_Exercise_. Your answer must consist solely of the number of lines that contain the word "this".

_Records provided_.
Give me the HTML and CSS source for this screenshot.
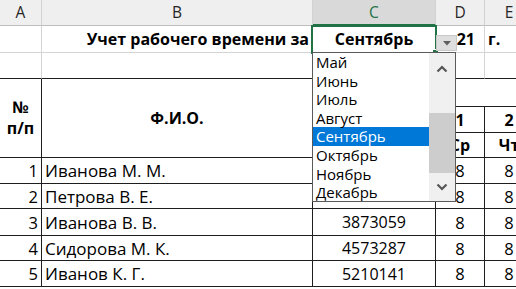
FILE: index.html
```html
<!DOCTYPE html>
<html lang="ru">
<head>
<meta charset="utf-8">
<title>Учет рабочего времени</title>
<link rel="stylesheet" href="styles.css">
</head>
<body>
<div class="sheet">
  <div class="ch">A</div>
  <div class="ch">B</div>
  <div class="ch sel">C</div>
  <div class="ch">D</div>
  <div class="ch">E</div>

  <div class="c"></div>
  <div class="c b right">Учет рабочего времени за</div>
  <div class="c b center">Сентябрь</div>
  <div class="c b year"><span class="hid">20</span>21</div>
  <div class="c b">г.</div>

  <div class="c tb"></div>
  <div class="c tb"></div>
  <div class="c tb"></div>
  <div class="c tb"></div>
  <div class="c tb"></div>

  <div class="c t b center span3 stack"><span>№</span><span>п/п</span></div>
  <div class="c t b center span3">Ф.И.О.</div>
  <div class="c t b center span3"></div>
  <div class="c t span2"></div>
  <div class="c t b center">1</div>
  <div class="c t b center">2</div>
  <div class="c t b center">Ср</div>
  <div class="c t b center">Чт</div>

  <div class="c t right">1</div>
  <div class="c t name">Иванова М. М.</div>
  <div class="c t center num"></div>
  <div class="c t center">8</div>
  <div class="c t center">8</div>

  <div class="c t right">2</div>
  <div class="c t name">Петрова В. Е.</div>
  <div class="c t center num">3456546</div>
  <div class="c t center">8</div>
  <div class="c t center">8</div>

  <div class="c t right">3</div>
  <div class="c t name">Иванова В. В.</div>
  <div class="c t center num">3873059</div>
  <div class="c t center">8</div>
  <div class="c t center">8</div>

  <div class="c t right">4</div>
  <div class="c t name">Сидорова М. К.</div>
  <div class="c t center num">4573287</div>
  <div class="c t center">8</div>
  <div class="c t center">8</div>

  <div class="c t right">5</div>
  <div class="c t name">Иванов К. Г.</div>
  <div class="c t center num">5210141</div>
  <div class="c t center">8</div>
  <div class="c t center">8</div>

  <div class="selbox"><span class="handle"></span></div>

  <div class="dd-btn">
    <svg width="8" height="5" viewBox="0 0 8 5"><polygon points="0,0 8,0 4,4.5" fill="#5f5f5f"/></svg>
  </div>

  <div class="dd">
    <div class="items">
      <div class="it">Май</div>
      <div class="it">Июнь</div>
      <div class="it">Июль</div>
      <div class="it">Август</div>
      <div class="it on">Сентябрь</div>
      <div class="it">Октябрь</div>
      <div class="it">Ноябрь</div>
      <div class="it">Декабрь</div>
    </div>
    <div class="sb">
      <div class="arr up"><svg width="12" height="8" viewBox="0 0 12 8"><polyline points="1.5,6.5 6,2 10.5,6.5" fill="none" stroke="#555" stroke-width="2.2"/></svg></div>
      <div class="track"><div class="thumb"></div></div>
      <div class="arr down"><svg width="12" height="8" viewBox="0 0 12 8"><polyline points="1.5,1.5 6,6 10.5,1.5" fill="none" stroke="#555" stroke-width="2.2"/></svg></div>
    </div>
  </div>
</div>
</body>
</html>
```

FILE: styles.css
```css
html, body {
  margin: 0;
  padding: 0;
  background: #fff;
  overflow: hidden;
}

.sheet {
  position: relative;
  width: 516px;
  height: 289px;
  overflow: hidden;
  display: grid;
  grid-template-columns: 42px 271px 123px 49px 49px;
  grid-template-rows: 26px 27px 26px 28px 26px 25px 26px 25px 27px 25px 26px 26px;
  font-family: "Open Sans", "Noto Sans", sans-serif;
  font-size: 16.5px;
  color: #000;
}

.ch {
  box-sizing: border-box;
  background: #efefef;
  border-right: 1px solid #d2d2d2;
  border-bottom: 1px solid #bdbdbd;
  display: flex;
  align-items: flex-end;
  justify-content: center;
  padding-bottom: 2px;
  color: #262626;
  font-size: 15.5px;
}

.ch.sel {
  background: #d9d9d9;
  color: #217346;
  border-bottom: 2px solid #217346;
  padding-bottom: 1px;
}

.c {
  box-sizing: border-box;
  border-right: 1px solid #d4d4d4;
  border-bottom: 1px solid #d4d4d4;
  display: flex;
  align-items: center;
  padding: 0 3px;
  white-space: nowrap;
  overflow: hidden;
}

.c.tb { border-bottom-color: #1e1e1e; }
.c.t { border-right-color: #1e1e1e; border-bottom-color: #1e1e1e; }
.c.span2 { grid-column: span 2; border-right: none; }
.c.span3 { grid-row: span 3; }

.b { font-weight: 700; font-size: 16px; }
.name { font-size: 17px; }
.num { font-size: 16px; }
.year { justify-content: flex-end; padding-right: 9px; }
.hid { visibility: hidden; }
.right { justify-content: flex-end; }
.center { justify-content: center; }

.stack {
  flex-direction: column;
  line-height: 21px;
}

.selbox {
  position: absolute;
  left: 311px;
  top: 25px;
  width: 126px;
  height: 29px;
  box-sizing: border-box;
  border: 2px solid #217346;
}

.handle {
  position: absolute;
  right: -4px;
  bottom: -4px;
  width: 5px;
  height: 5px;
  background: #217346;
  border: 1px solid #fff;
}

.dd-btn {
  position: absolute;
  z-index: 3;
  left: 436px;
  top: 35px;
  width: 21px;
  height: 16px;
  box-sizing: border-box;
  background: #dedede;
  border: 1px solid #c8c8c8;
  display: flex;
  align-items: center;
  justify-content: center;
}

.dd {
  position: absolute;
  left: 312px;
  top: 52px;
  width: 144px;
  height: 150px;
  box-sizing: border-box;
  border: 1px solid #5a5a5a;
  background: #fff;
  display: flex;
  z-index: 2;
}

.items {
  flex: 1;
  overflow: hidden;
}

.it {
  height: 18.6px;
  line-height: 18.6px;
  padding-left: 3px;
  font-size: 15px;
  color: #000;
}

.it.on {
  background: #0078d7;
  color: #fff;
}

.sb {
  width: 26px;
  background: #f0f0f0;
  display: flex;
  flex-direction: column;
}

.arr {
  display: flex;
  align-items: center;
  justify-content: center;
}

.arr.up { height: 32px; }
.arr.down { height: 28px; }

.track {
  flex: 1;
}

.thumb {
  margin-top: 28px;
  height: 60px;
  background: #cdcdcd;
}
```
---
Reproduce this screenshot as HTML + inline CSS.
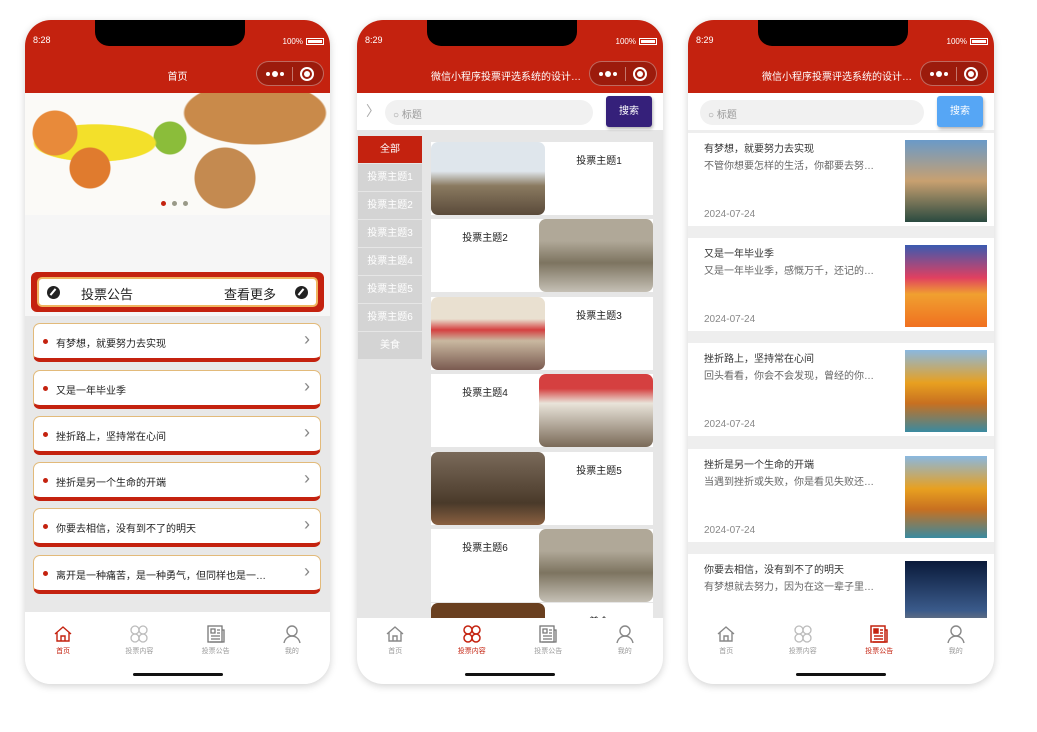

_Output below_. 2